- [WHAT IS BEING ASKED] Print exactly those lines that run from the beginning of the data to the line bearing "import React from", inclusive.

- [AVAILABLE DATA]

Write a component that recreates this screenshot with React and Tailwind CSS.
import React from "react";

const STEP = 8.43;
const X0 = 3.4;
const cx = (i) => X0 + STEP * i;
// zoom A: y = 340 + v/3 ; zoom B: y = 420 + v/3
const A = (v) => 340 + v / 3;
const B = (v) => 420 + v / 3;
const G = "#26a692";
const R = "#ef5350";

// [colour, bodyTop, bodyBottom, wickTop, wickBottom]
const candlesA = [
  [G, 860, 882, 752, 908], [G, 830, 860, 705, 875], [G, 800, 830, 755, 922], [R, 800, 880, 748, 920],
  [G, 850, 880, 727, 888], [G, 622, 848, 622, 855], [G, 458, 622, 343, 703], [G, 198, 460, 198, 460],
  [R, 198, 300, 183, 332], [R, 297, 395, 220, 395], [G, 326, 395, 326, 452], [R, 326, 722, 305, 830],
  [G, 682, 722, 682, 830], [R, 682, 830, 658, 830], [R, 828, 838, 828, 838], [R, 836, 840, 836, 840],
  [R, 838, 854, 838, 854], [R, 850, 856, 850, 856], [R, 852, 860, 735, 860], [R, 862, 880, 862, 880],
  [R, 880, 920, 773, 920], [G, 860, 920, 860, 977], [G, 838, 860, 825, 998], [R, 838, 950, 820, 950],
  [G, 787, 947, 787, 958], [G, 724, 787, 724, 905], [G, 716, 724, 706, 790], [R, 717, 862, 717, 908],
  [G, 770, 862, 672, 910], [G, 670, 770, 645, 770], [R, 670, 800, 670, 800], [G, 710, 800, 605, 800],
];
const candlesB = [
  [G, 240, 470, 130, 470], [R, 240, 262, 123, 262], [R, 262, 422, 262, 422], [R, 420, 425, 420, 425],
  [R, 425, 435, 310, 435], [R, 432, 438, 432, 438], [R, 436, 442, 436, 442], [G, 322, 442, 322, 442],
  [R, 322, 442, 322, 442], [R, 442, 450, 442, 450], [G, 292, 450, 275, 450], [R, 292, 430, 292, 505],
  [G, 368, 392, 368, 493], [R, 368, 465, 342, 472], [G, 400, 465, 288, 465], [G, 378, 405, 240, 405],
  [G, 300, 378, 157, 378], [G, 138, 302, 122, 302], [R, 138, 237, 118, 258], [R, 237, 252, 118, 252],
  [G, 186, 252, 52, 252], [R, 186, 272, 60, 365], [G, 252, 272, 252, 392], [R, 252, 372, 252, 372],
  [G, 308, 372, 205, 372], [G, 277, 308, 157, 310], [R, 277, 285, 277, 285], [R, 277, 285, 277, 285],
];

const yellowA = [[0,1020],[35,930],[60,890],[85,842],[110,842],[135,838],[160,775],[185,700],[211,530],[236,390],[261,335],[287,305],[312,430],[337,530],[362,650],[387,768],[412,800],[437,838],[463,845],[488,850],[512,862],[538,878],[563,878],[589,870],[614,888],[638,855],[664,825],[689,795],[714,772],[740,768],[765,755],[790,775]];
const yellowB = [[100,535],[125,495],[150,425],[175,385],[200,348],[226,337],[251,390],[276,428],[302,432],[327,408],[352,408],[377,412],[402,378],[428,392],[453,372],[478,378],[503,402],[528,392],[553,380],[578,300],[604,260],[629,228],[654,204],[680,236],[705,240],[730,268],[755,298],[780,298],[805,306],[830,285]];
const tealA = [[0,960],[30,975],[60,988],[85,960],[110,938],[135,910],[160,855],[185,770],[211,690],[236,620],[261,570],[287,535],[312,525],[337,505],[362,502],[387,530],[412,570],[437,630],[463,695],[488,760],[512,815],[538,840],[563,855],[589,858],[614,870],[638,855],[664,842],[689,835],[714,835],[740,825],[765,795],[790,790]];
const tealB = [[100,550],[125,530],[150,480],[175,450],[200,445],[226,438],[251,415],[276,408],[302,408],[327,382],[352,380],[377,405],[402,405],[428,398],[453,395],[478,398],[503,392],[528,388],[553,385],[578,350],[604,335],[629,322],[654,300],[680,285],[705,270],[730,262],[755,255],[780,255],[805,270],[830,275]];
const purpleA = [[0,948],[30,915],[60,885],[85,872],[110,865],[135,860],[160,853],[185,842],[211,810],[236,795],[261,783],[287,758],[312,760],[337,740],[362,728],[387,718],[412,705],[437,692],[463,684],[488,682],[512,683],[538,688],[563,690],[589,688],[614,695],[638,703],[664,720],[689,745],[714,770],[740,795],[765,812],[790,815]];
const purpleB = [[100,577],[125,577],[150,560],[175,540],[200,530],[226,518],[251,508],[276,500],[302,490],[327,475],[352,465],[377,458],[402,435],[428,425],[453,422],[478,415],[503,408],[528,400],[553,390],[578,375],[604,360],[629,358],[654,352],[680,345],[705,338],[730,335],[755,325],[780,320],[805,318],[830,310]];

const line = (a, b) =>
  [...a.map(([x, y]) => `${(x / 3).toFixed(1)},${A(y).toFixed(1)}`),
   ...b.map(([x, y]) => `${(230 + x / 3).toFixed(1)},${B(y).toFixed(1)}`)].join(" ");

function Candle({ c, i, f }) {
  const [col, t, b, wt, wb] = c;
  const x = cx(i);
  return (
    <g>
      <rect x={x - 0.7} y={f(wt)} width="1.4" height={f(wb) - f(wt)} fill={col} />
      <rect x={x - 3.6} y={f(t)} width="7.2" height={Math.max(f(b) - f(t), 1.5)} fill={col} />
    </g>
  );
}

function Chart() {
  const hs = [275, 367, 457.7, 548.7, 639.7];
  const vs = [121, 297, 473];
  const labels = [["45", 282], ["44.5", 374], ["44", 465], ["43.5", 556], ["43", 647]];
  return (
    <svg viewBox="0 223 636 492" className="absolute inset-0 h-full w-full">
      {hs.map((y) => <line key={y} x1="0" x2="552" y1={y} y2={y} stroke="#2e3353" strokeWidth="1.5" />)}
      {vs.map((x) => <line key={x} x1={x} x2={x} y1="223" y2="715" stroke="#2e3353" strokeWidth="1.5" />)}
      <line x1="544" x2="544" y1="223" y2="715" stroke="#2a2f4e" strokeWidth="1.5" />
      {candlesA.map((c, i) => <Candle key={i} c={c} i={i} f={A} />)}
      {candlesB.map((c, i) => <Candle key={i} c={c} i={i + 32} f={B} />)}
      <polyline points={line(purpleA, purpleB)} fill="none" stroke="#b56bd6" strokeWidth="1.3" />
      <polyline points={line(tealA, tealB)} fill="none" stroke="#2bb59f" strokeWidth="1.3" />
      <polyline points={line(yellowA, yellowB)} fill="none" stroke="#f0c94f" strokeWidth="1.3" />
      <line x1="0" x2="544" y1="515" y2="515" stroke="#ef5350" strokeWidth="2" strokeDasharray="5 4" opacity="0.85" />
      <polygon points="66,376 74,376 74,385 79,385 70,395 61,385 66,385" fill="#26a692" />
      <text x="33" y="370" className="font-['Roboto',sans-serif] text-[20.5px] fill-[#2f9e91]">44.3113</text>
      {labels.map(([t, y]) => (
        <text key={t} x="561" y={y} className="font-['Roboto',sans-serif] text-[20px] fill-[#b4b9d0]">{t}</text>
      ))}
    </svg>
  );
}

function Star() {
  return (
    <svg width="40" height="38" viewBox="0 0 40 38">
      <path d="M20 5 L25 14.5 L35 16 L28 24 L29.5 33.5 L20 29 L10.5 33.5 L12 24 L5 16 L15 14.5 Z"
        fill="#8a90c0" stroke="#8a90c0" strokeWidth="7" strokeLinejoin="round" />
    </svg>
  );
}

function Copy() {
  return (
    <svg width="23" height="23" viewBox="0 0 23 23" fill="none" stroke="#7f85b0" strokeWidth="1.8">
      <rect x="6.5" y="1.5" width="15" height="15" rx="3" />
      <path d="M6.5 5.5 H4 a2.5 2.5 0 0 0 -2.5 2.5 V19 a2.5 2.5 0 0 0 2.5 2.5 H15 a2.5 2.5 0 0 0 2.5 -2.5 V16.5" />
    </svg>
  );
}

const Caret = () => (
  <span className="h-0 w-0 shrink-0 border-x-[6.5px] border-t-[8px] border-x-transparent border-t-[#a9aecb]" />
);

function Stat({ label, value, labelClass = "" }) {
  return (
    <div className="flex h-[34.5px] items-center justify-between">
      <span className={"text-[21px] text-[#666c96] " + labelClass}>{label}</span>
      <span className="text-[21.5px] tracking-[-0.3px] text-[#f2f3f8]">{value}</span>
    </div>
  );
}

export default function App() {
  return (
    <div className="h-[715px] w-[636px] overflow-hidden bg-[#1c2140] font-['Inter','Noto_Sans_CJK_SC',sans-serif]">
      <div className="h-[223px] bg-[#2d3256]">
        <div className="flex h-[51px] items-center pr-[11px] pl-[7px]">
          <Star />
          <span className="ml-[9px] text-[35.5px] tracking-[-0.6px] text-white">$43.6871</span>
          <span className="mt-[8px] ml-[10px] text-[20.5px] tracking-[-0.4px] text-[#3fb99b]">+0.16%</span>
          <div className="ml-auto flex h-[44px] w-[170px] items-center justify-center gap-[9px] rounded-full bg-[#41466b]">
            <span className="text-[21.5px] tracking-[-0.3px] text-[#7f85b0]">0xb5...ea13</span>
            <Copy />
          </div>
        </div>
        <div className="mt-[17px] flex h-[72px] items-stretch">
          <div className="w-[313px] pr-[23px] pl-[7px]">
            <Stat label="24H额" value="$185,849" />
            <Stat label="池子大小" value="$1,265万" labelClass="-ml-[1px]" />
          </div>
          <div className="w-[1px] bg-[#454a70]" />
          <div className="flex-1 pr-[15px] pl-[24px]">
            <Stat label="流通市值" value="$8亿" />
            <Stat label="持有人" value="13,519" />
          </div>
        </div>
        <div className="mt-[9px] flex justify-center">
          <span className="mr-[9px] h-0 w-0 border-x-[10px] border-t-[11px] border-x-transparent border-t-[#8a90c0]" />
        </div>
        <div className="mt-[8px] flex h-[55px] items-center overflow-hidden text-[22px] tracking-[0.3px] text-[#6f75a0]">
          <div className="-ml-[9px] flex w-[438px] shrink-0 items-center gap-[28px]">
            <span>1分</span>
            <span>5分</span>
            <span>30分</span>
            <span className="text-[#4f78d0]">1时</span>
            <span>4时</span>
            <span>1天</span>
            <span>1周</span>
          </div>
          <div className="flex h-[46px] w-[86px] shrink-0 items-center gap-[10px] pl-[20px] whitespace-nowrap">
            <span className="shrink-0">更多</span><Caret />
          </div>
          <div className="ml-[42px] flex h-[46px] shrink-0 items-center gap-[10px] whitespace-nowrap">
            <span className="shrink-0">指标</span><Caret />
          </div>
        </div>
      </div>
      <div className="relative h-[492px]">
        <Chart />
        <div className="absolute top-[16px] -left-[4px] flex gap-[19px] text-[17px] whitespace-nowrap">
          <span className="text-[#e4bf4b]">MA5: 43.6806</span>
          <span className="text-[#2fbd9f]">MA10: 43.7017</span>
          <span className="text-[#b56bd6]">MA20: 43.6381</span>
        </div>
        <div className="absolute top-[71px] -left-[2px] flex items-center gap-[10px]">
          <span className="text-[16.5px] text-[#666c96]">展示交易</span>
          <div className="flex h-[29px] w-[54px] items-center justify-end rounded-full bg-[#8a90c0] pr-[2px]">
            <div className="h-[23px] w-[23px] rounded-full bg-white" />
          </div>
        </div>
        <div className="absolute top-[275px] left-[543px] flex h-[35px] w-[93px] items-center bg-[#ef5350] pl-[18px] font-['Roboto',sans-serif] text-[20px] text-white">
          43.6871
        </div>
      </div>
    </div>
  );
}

- [EXERCISE OUTPUT]
Write a component that recreates this screenshot with React and Tailwind CSS.
import React from "react";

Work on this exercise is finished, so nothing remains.